The Salt Lake Tribune reported Wednesday that Salt Lake County Clerk candidate Goud Maragani had in social media posts insisted that Democrats stole the 2020 election. Salt Lake County District Attorney Sim Gill condemned the statements.

“Extremism and conspiracy theories have no place in our public institutions,” Gill wrote on Twitter.

Republican activists nominated Maragani, a veteran and attorney, to be their candidate for Salt Lake County Clerk at their convention in April. Clerks record the proceedings at council meetings, issue marriage licenses and oversee elections.

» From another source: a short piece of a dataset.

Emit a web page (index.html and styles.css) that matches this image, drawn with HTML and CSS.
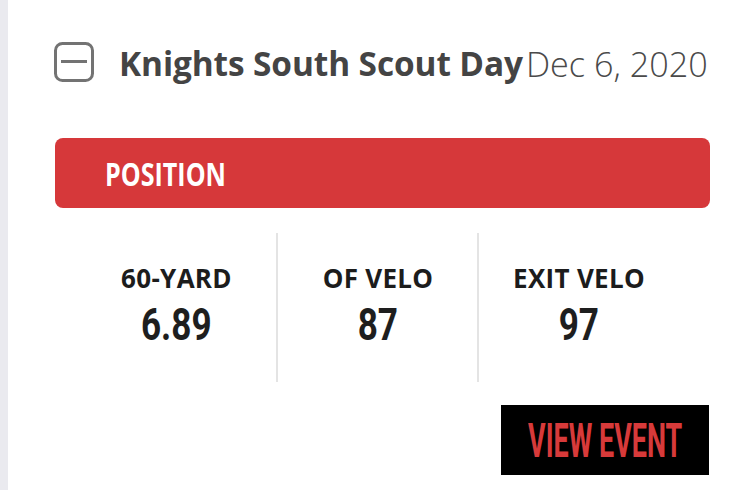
FILE: index.html
```html
<!DOCTYPE html>
<html lang="en">
<head>
<meta charset="utf-8">
<title>Event</title>
<link rel="stylesheet" href="styles.css">
</head>
<body>
<div class="page">
  <div class="rail"></div>
  <main class="content">
    <header class="event-head">
      <svg class="toggle" width="40" height="40" viewBox="0 0 40 40" aria-hidden="true">
        <rect x="1.5" y="1.5" width="37" height="37" rx="7" ry="7" fill="none" stroke="#737373" stroke-width="3"/>
        <line x1="7" y1="19.5" x2="33" y2="19.5" stroke="#737373" stroke-width="3"/>
      </svg>
      <h1 class="title">Knights South Scout Day</h1>
      <span class="date">Dec 6, 2020</span>
    </header>
    <div class="bar"><span class="bar-label">POSITION</span></div>
    <section class="stats">
      <div class="stat">
        <div class="stat-label">60-YARD</div>
        <div class="stat-value"><span>6.89</span></div>
      </div>
      <div class="stat">
        <div class="stat-label">OF VELO</div>
        <div class="stat-value"><span>87</span></div>
      </div>
      <div class="stat">
        <div class="stat-label">EXIT VELO</div>
        <div class="stat-value"><span>97</span></div>
      </div>
    </section>
    <div class="actions">
      <a class="view-btn" href="#"><span>VIEW EVENT</span></a>
    </div>
  </main>
</div>
</body>
</html>
```
FILE: styles.css
```css
html, body {
  margin: 0;
  padding: 0;
  background: #ffffff;
}
.page {
  display: flex;
  width: 750px;
  height: 490px;
  overflow: hidden;
}
.rail {
  width: 8px;
  flex: none;
  background: #eaeaef;
}
.content {
  flex: 1;
  min-width: 0;
  padding-left: 47px;
  padding-right: 40px;
}
.event-head {
  display: flex;
  align-items: flex-start;
  padding-top: 41px;
  height: 138px;
  box-sizing: border-box;
}
.toggle {
  flex: none;
  margin-top: 1px;
  margin-left: -1px;
}
.title {
  flex: none;
  margin: 0 0 0 25px;
  font-family: "Open Sans", sans-serif;
  font-weight: 700;
  font-size: 33.4px;
  line-height: 45px;
  color: #444444;
  letter-spacing: -0.1px;
  white-space: nowrap;
}
.date {
  flex: none;
  margin-left: 3px;
  font-family: "Open Sans", sans-serif;
  font-weight: 300;
  font-size: 34.2px;
  line-height: 45px;
  color: #4a4a4a;
  white-space: nowrap;
}
.bar {
  height: 70px;
  background: #d6383a;
  border-radius: 8px;
  display: flex;
  align-items: center;
  padding-left: 50px;
}
.bar-label {
  display: inline-block;
  font-family: "Open Sans", sans-serif;
  font-weight: 700;
  font-size: 33px;
  line-height: 45px;
  color: #ffffff;
  transform: scaleX(0.76);
  transform-origin: left center;
}
.stats {
  display: grid;
  grid-template-columns: 201px 201px 201px;
  margin: 25px 0 0 21px;
  height: 149px;
}
.stat {
  padding-top: 30px;
  text-align: center;
  box-sizing: border-box;
}
.stat + .stat {
  border-left: 2px solid #e4e4e4;
}
.stat:nth-child(2) { margin-left: -1px; }
.stat:nth-child(3) { margin-left: -1px; }
.stat-label {
  font-family: "Open Sans", sans-serif;
  font-weight: 700;
  font-size: 26px;
  line-height: 30px;
  color: #1c1c1c;
  letter-spacing: 0.3px;
}
.stat-value {
  margin-top: 9px;
  font-family: Roboto, sans-serif;
  font-weight: 700;
  font-size: 45px;
  line-height: 45px;
  color: #1e1e1e;
}
.stat-value span {
  display: inline-block;
  transform: scaleX(0.78);
}
.actions {
  display: flex;
  justify-content: flex-end;
  margin-top: 23px;
  padding-right: 1px;
}
.view-btn {
  width: 208px;
  height: 70px;
  background: #000000;
  display: flex;
  align-items: center;
  justify-content: center;
  text-decoration: none;
  overflow: visible;
}
.view-btn span {
  display: inline-block;
  flex: none;
  font-family: Roboto, sans-serif;
  font-weight: 700;
  font-size: 49px;
  line-height: 49px;
  color: #d73a3a;
  transform: scaleX(0.55);
  white-space: nowrap;
}
```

Republicans outnumber Democrats in Salt Lake County by nearly 20 percent, according to voter registration statistics. Those numbers, however, obscure how competitive elections can be, partially because many progressives in the county register Republican to participate in the primaries where most seats in Utah are won or lost. Since winning the nomination, Maragani has distanced himself from fraud claims, yet remained focused on issues popular among election deniers, including ballot drop-box security and poll watching.

Maragani has vehemently pushed back against allegations from his opponent Lannie Chapman’s campaign that he embraces conspiracy theories regarding the 2020 election. His website states explicitly he doesn’t believe the last election was stolen.

Yet in July 2021, Maragani claimed without evidence that Democrats stole the election, the Tribune reported.

“I want you to act like we won (bc we did) and use every tool you have to thwart what the Democrats are doing,” he wrote in a post on the messaging app Telegram.

Maragani told the Tribune he needed to review the context of the posts before commenting.

Numerous investigations have failed to yield evidence that the 2020 race was ridden with fraud or tampering. Election officials and former President Donald Trump’s own attorney general have affirmed that the 2020 election was free, fair and secure. Judges have rejected dozens of cases claiming fraud brought by Trump and his allies.

Still, nearly one in three Republican candidates for statewide offices that play a role in elections have echoed lies about widespread fraud costing Trump reelection, according to an Associated Press tally.

Maragani’s rhetoric parallels changes in messaging of other Republicans running in 2022. Many are distancing themselves from past fraud claims as they get further from the primary and closer to the general election.

That includes Don Bolduc who insisted the election was stolen in the lead-up to his primary victory in New Hampshire earlier this month, before reversing himself after winning and saying on Fox News that after further investigation, he no longer thinks it was stolen.